Fourth Sunday of Easter

Image: Fr. Leo and Sled Dogs
Acts 2.14a, 36-41  |  Ps 23  |  1 Pt 2.20-25  |  Jn 10.1-10

In today’s readings we see the imagery of sheep and shepherds; Jesus is the gatekeeper who keeps the thieves away from the flock, Jesus is the Good Shepherd who watches over the flock and, in the letter of Peter, we are compared to sheep that have gone astray. The images are about a protector coming to the aid of the vulnerable in order to provide comfort, care and security.

There are not any flocks of sheep that I am aware of in the northern region of our country but we do have reindeer. Back in the 1900’s, when the caribou population was declining the government began a program by which Reindeer from Norway were introduced into the area around Inuvik. The Sami people of Norway taught the Inuvialuit people of Canada how to care for the herd in order to make it flourish.

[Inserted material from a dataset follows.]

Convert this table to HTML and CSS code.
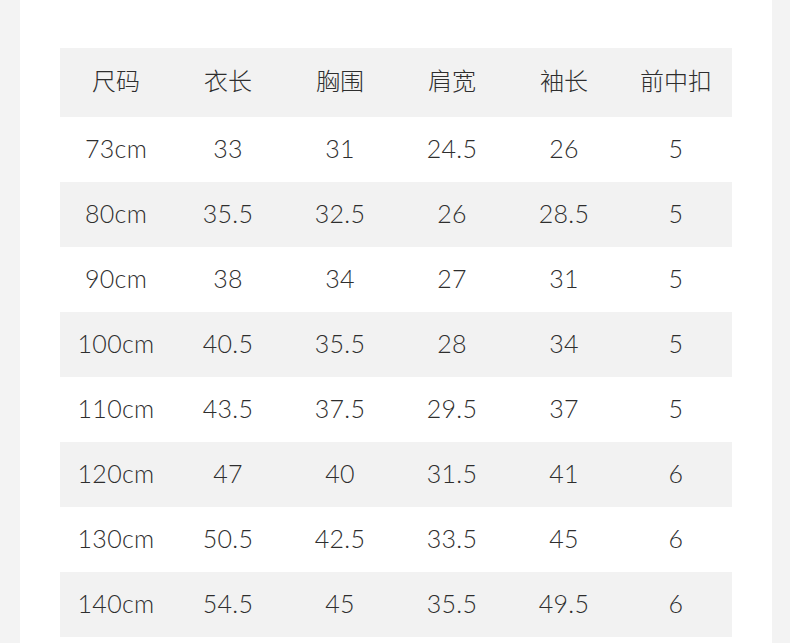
FILE: index.html
```html
<!DOCTYPE html>
<html>
<head>
<meta charset="utf-8">
<link rel="stylesheet" href="styles.css">
</head>
<body>
<div class="panel">
  <table class="size-table">
    <thead>
      <tr class="head"><th>尺码</th><th>衣长</th><th>胸围</th><th>肩宽</th><th>袖长</th><th>前中扣</th></tr>
    </thead>
    <tbody>
      <tr><td>73cm</td><td>33</td><td>31</td><td>24.5</td><td>26</td><td>5</td></tr>
      <tr class="alt"><td>80cm</td><td>35.5</td><td>32.5</td><td>26</td><td>28.5</td><td>5</td></tr>
      <tr><td>90cm</td><td>38</td><td>34</td><td>27</td><td>31</td><td>5</td></tr>
      <tr class="alt"><td>100cm</td><td>40.5</td><td>35.5</td><td>28</td><td>34</td><td>5</td></tr>
      <tr><td>110cm</td><td>43.5</td><td>37.5</td><td>29.5</td><td>37</td><td>5</td></tr>
      <tr class="alt"><td>120cm</td><td>47</td><td>40</td><td>31.5</td><td>41</td><td>6</td></tr>
      <tr><td>130cm</td><td>50.5</td><td>42.5</td><td>33.5</td><td>45</td><td>6</td></tr>
      <tr class="alt"><td>140cm</td><td>54.5</td><td>45</td><td>35.5</td><td>49.5</td><td>6</td></tr>
    </tbody>
  </table>
</div>
</body>
</html>
```
FILE: styles.css
```css
html, body {
  margin: 0;
  padding: 0;
  height: 100%;
  background: #f3f3f3;
  overflow: hidden;
}
.panel {
  margin-left: 20px;
  width: 752px;
  height: 100%;
  background: #ffffff;
  padding: 48px 0 0 40px;
  box-sizing: border-box;
}
.size-table {
  border-collapse: collapse;
  width: 672px;
  table-layout: fixed;
  color: #2e2e2e;
  font-family: Lato, "Noto Sans CJK SC", sans-serif;
  font-size: 25px;
}
.size-table th,
.size-table td {
  padding: 0;
  text-align: center;
  vertical-align: middle;
  line-height: 1;
}
.size-table th {
  height: 64px;
  padding-bottom: 5px;
  font-family: "Noto Sans CJK SC", sans-serif;
  font-weight: 300;
  font-size: 24px;
}
.size-table td {
  height: 62px;
  padding-bottom: 3px;
  font-weight: 300;
  letter-spacing: 0.3px;
}
.head, .alt {
  background: #f2f2f2;
}
```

The role of the herder whether it be reindeer or sheep is the same. First of all, it is not a job, it is a vocation, usually passed down through families, that takes up one’s whole life. It involves rough conditions and total dedication to the animals. It is protecting the flock from predators, finding good ground for feeding and  providing care when it comes time for giving birth so that the flock or herd might grow and be healthy.

The letter of Peter reminds us that  Christ offered himself for us like a Good Shepherd in all these things. He suffered for us even to the point of giving his life so that we might be saved from our own sinfulness. Jesus offers us his own body and blood to nourish us with spiritual food and in baptism we are reborn in the Spirit so that we will not be lost from the flock.

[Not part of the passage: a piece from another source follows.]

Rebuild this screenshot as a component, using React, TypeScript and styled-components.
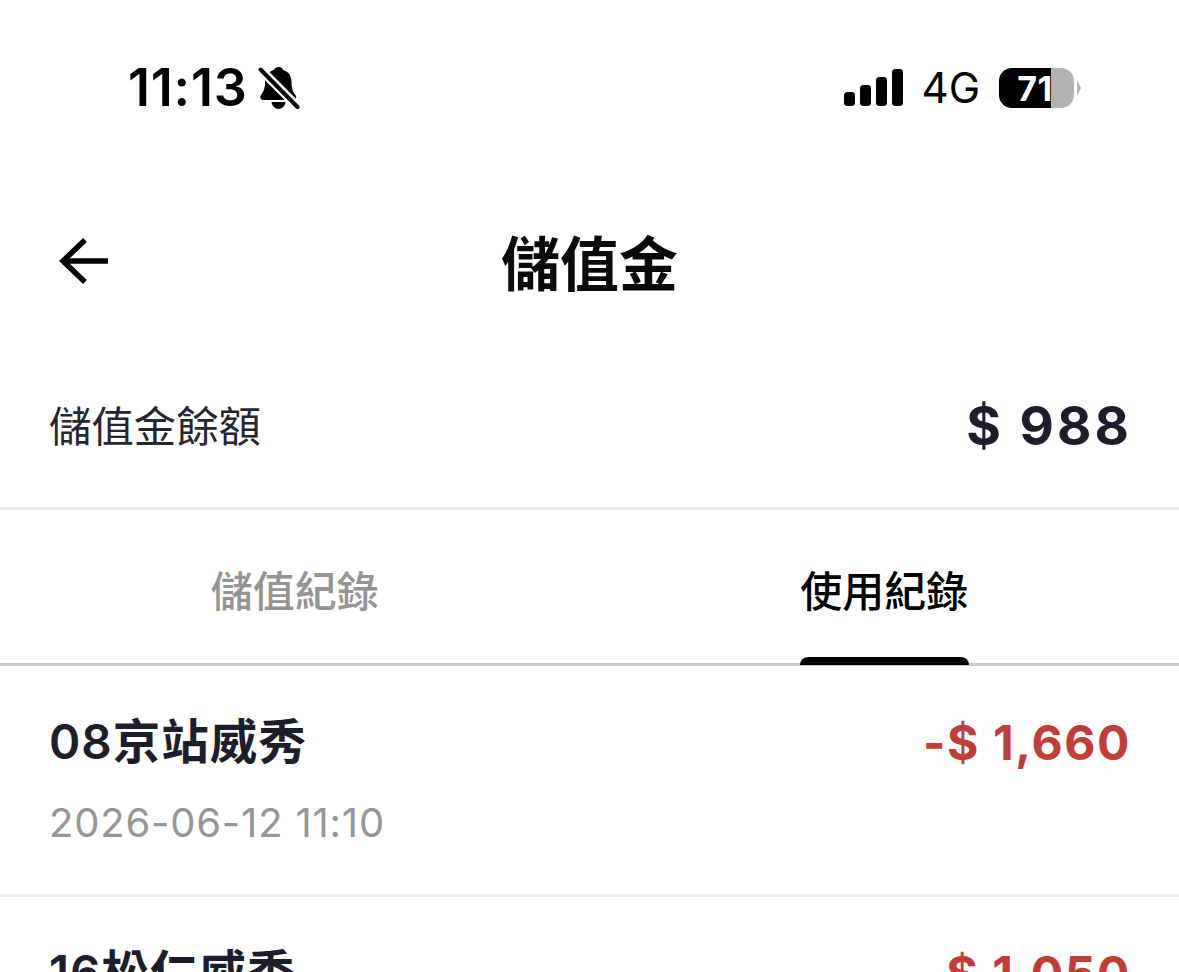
import React from "react";
import styled, { createGlobalStyle } from "styled-components";

const Global = createGlobalStyle`
  html, body { margin: 0; padding: 0; background: #fff; }
  body { font-family: Inter, "Noto Sans CJK TC", sans-serif; overflow: hidden; }
  #root { height: 972px; overflow: hidden; }
`;

const Page = styled.div`
  width: 1179px;
  background: #fff;
  display: flex;
  flex-direction: column;
`;

const StatusBar = styled.div`
  height: 176px;
  box-sizing: border-box;
  display: flex;
  align-items: center;
  justify-content: space-between;
  padding: 0 98px 0 128px;
`;

const StatusGroup = styled.div<{ $gap: number }>`
  display: flex;
  align-items: center;
  gap: ${(p) => p.$gap}px;
`;

const Clock = styled.span`
  font-family: Inter, sans-serif;
  font-size: 52px;
  font-weight: 600;
  letter-spacing: 0.8px;
  color: #000;
  line-height: 1;
`;

const Network = styled.span`
  font-family: Inter, sans-serif;
  font-size: 42px;
  font-weight: 400;
  color: #000;
  line-height: 1;
`;

const Battery = styled.div`
  position: relative;
  width: 82px;
  height: 40px;
  display: flex;
`;

const BatteryFill = styled.div`
  width: 53px;
  height: 40px;
  background: #000;
  border-radius: 13px 0 0 13px;
`;

const BatteryRest = styled.div`
  width: 23px;
  height: 40px;
  background: #b2b2b2;
  border-radius: 0 13px 13px 0;
`;

const BatteryLabel = styled.span`
  position: absolute;
  left: 0;
  top: 0;
  width: 72px;
  text-align: center;
  font-family: Inter, sans-serif;
  font-size: 34px;
  font-weight: 700;
  letter-spacing: 0.5px;
  line-height: 41px;
  color: #fff;
`;

const BatteryTip = styled.div`
  width: 0;
  height: 0;
  margin: 12px 0 0 3px;
  border-top: 8px solid transparent;
  border-bottom: 8px solid transparent;
  border-left: 4px solid #b2b2b2;
`;

const NavBar = styled.header`
  height: 176px;
  box-sizing: border-box;
  padding-bottom: 8px;
  position: relative;
  display: flex;
  align-items: center;
  justify-content: center;
`;

const BackButton = styled.div`
  position: absolute;
  left: 58px;
  top: 59px;
  width: 52px;
  height: 52px;
`;

const Title = styled.h1`
  margin: 0;
  font-family: "Noto Sans CJK TC", sans-serif;
  font-size: 59px;
  font-weight: 700;
  color: #0a0a0a;
  line-height: 1;
`;

const BalanceRow = styled.section`
  height: 158px;
  box-sizing: border-box;
  padding: 0 50px 8px 49px;
  display: flex;
  align-items: center;
  justify-content: space-between;
  border-bottom: 3px solid #ececee;
`;

const BalanceLabel = styled.span`
  font-family: "Noto Sans CJK TC", sans-serif;
  font-size: 42.4px;
  font-weight: 400;
  color: #26262e;
  margin-bottom: 4px;
`;

const BalanceValue = styled.span`
  font-family: Inter, sans-serif;
  font-size: 53px;
  font-weight: 700;
  letter-spacing: 3px;
  margin-right: -3px;
  color: #1e1e2a;
`;

const Tabs = styled.nav`
  height: 156px;
  box-sizing: border-box;
  display: grid;
  grid-template-columns: 1fr 1fr;
  border-bottom: 3px solid #c8c8d2;
`;

const Tab = styled.div<{ $active?: boolean }>`
  position: relative;
  display: flex;
  align-items: center;
  justify-content: center;
  padding-top: 4px;
  font-family: "Noto Sans CJK TC", sans-serif;
  font-size: 42px;
  font-weight: 500;
  color: ${(p) => (p.$active ? "#000" : "#949494")};
`;

const TabMark = styled.span`
  position: absolute;
  left: 50%;
  bottom: -2px;
  margin-left: -84px;
  width: 169px;
  height: 8px;
  background: #000;
  border-radius: 8px 8px 0 0;
`;

const Record = styled.article`
  height: 231px;
  box-sizing: border-box;
  padding: 47px 50px 0 49px;
  border-bottom: 3px solid #ececee;
`;

const RecordTop = styled.div`
  display: flex;
  align-items: center;
  justify-content: space-between;
  height: 58px;
`;

const RecordName = styled.span`
  font-family: Inter, "Noto Sans CJK TC", sans-serif;
  font-size: 47.5px;
  font-weight: 600;
  letter-spacing: 1px;
  margin-bottom: 8px;
  color: #1e1e2a;
`;

const RecordAmount = styled.span`
  font-family: Inter, sans-serif;
  font-size: 48px;
  font-weight: 700;
  letter-spacing: 1.6px;
  margin-right: -2px;
  color: #c23c38;
`;

const RecordDate = styled.div`
  margin-top: 29px;
  font-family: Inter, sans-serif;
  font-size: 40px;
  font-weight: 400;
  letter-spacing: 0.8px;
  color: #969696;
  line-height: 46px;
`;

const Signal = () => (
  <svg width="59" height="38" viewBox="0 0 59 38" fill="#000">
    <rect x="0" y="23" width="11" height="14" rx="3.5" />
    <rect x="16" y="16" width="11" height="21" rx="3.5" />
    <rect x="32" y="8" width="11" height="29" rx="3.5" />
    <rect x="48" y="0" width="11" height="37" rx="3.5" />
  </svg>
);

const BellOff = () => (
  <svg width="42" height="44" viewBox="0 0 42 44">
    <path
      fill="#000"
      d="M20.500 1c2.500 0 4 1.300 4.500 3C31 5.500 33.500 10.500 33.500 16c0 6 1.200 9.800 4 13 1.400 1.700 .6 5-2 5H5c-2.600 0-3.400-3.300-2-5 2.800-3.200 4-7 4-13C7 10.500 10 5.500 16 4c.5-1.700 2-3 4.500-3z"
    />
    <path fill="#000" d="M13.500 36h14c-.5 4-3.500 7-7 7s-6.500-3-7-7z" />
    <path d="M0 1 L41 42" stroke="#fff" strokeWidth="9" />
    <path d="M2.500 3.500 L39.500 41" stroke="#000" strokeWidth="4" strokeLinecap="round" />
  </svg>
);

const BackArrow = () => (
  <svg width="52" height="52" viewBox="0 0 52 52" fill="none" stroke="#000" strokeWidth="5.500">
    <path d="M50 26H6" />
    <path d="M27 5 L5 26 L27 47" />
  </svg>
);

export default function App() {
  return (
    <Page>
      <Global />
      <StatusBar>
        <StatusGroup $gap={10}>
          <Clock>11:13</Clock>
          <BellOff />
        </StatusGroup>
        <StatusGroup $gap={19}>
          <Signal />
          <Network>4G</Network>
          <Battery>
            <BatteryFill />
            <BatteryRest />
            <BatteryTip />
            <BatteryLabel>71</BatteryLabel>
          </Battery>
        </StatusGroup>
      </StatusBar>
      <NavBar>
        <BackButton>
          <BackArrow />
        </BackButton>
        <Title>儲值金</Title>
      </NavBar>
      <BalanceRow>
        <BalanceLabel>儲值金餘額</BalanceLabel>
        <BalanceValue>$ 988</BalanceValue>
      </BalanceRow>
      <Tabs>
        <Tab>儲值紀錄</Tab>
        <Tab $active>
          使用紀錄
          <TabMark />
        </Tab>
      </Tabs>
      <Record>
        <RecordTop>
          <RecordName>08京站威秀</RecordName>
          <RecordAmount>-$ 1,660</RecordAmount>
        </RecordTop>
        <RecordDate>2026-06-12 11:10</RecordDate>
      </Record>
      <Record>
        <RecordTop>
          <RecordName>16松仁威秀</RecordName>
          <RecordAmount>-$ 1,050</RecordAmount>
        </RecordTop>
        <RecordDate>2026-06-12 11:08</RecordDate>
      </Record>
    </Page>
  );
}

We are used to this image of Jesus as the Good Shepherd and it is one which is comforting. That is why the picture of the Good Shepherd can be found in so many Christian homes and why Psalm 23 is most often requested at Masses for the dead. But there is more to the image of the Good Shepherd than just our comfort.

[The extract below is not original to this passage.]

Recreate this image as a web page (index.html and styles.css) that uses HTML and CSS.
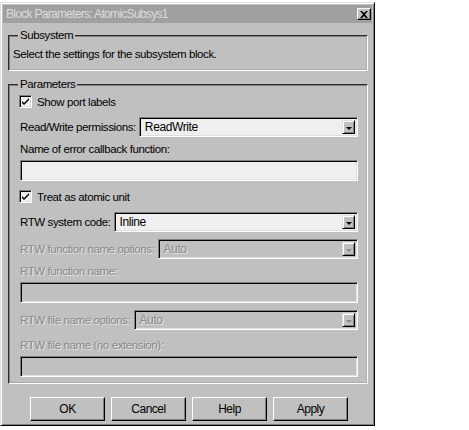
FILE: index.html
```html
<!DOCTYPE html>
<html lang="en">
<head>
    <meta charset="UTF-8">
    <title>Block Parameters: AtomicSubsys1</title>
    <link rel="stylesheet" href="styles.css">
</head>
<body>
    <div class="window">
        <div class="titlebar">
            <span class="title">Block Parameters: AtomicSubsys1</span>
            <span class="close">
                <svg width="8" height="7" viewBox="0 0 8 7"><path d="M0 0h2l2 2 2-2h2L5 3.5 8 7H6L4 5 2 7H0l3-3.5z" fill="#000"/></svg>
            </span>
        </div>

        <div class="client">
            <fieldset class="group subsystem">
                <legend>Subsystem</legend>
                <p class="desc">Select the settings for the subsystem block.</p>
            </fieldset>

            <fieldset class="group params">
                <legend>Parameters</legend>

                <label class="check first">
                    <span class="box"><svg width="9" height="9" viewBox="0 0 9 9"><path d="M1 4l2 2 5-5v2l-5 5-2-2z" fill="#000"/></svg></span>
                    Show port labels
                </label>

                <div class="field-row">
                    <span class="label">Read/Write permissions:</span>
                    <div class="select"><span class="value">ReadWrite</span><span class="arrow"></span></div>
                </div>

                <div class="label line">Name of error callback function:</div>
                <div class="edit"></div>

                <label class="check">
                    <span class="box"><svg width="9" height="9" viewBox="0 0 9 9"><path d="M1 4l2 2 5-5v2l-5 5-2-2z" fill="#000"/></svg></span>
                    Treat as atomic unit
                </label>

                <div class="field-row">
                    <span class="label">RTW system code:</span>
                    <div class="select"><span class="value">Inline</span><span class="arrow"></span></div>
                </div>

                <div class="field-row disabled">
                    <span class="label">RTW function name options:</span>
                    <div class="select"><span class="value">Auto</span><span class="arrow"></span></div>
                </div>

                <div class="label line disabled">RTW function name:</div>
                <div class="edit disabled"></div>

                <div class="field-row disabled">
                    <span class="label">RTW file name options:</span>
                    <div class="select"><span class="value">Auto</span><span class="arrow"></span></div>
                </div>

                <div class="label line late disabled">RTW file name (no extension):</div>
                <div class="edit disabled"></div>
            </fieldset>

            <div class="buttons">
                <button class="btn">OK</button>
                <button class="btn">Cancel</button>
                <button class="btn">Help</button>
                <button class="btn">Apply</button>
            </div>
        </div>
    </div>
</body>
</html>
```

FILE: styles.css
```css
html, body {
    margin: 0;
    background-color: #ffffff;
    font-family: "Liberation Sans", Arial, sans-serif;
    font-size: 11.5px;
    letter-spacing: -0.4px;
}

.window {
    margin-top: 2px;
    width: 375px;
    height: 424px;
    box-sizing: border-box;
    background-color: #c0c0c0;
    border: 1px solid;
    border-color: #dfdfdf #000 #000 #dfdfdf;
    box-shadow: inset 1px 1px 0 #fff, inset -1px -1px 0 #808080;
    padding: 2px;
    display: flex;
    flex-direction: column;
}

.titlebar {
    height: 18px;
    background-color: #a0a0a0;
    color: #dcdcdc;
    display: flex;
    align-items: center;
    justify-content: space-between;
    padding: 0 1px 0 3px;
    font-size: 12px;
    letter-spacing: -0.7px;
}

.close {
    width: 14px;
    height: 12px;
    box-sizing: border-box;
    background-color: #c0c0c0;
    border: 1px solid;
    border-color: #fff #000 #000 #fff;
    box-shadow: inset -1px -1px 0 #808080;
    display: flex;
    align-items: center;
    justify-content: center;
}

.client {
    padding: 0 4px 0 5px;
    display: flex;
    flex-direction: column;
}

.group {
    margin: 0;
    border: 2px groove;
    border-color: #808080 #fff #fff #808080;
}

.group legend {
    padding: 0 2px;
    line-height: 13px;
}

.subsystem {
    margin-top: 6px;
    padding: 6px 3px 8px;
}

.subsystem legend {
    margin-left: 5px;
}

.desc {
    margin: 0;
    line-height: 13px;
}

.params {
    margin-top: 7px;
    padding: 3px 8px 5px 10px;
    display: flex;
    flex-direction: column;
}

.params legend {
    margin-left: -2px;
}

.check {
    display: flex;
    align-items: center;
    height: 15px;
    margin-top: 8px;
    margin-bottom: 1px;
}

.check.first {
    margin-top: 0;
}

.box {
    width: 13px;
    height: 13px;
    box-sizing: border-box;
    margin-left: -1px;
    margin-right: 5px;
    background-color: #f0f0f0;
    border: 1px solid;
    border-color: #808080 #fff #fff #808080;
    box-shadow: inset 1px 1px 0 #000, inset -1px -1px 0 #dfdfdf;
    display: flex;
    align-items: center;
    justify-content: center;
}

.field-row {
    display: flex;
    align-items: center;
    margin-top: 7px;
}

.label {
    white-space: nowrap;
    line-height: 14px;
}

.line {
    margin-top: 5px;
}

.line.late {
    margin-top: 8px;
}

.select, .edit {
    box-sizing: border-box;
    background-color: #efefef;
    border: 1px solid;
    border-color: #808080 #fff #fff #808080;
    box-shadow: inset 1px 1px 0 #000, inset -1px -1px 0 #dfdfdf;
}

.select {
    flex: 1;
    height: 20px;
    margin-left: 3px;
    display: flex;
    align-items: stretch;
    padding: 2px;
}

.select .value {
    flex: 1;
    display: flex;
    align-items: center;
    padding-left: 3px;
    font-size: 12px;
}

.arrow {
    width: 13px;
    box-sizing: border-box;
    background-color: #c0c0c0;
    border: 1px solid;
    border-color: #dfdfdf #000 #000 #dfdfdf;
    box-shadow: inset 1px 1px 0 #fff, inset -1px -1px 0 #808080;
    position: relative;
}

.arrow::after {
    content: "";
    position: absolute;
    left: 3px;
    top: 6px;
    border-left: 3px solid transparent;
    border-right: 3px solid transparent;
    border-top: 3px solid #000;
}

.edit {
    height: 21px;
    margin-top: 4px;
}

.disabled .label, .label.disabled, .disabled .value {
    color: #8a8a8a;
    text-shadow: 1px 1px 0 #e4e4e4;
}

.disabled .select, .edit.disabled {
    background-color: #c0c0c0;
}

.disabled .arrow::after {
    border-top-color: #8a8a8a;
}

.buttons {
    display: flex;
    gap: 6px;
    padding-left: 22px;
    margin-top: 13px;
}

.btn {
    width: 75px;
    height: 24px;
    padding: 0;
    font-family: inherit;
    font-size: 12px;
    letter-spacing: -0.5px;
    color: #000;
    background-color: #c0c0c0;
    border: 1px solid;
    border-color: #fff #000 #000 #fff;
    box-shadow: inset -1px -1px 0 #808080;
}
```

If we take the metaphor to its natural conclusion we have to ask ourselves why there is a flock in the first place. The reindeer were introduced into the Arctic because people were starving. The herder protected the herd and made sure they increased in number so that people could be fed. As a member of Christ’s flock we are nurtured so that we might be life for others.

We are called to follow the example of the Shepherd who gives everything so that we might live. We are to open the gates and welcome people in, we are called to go after those who are lost and to welcome them in to the fold and ultimately we must offer our lives in service so that those who are hungry will be nourished by the Good News.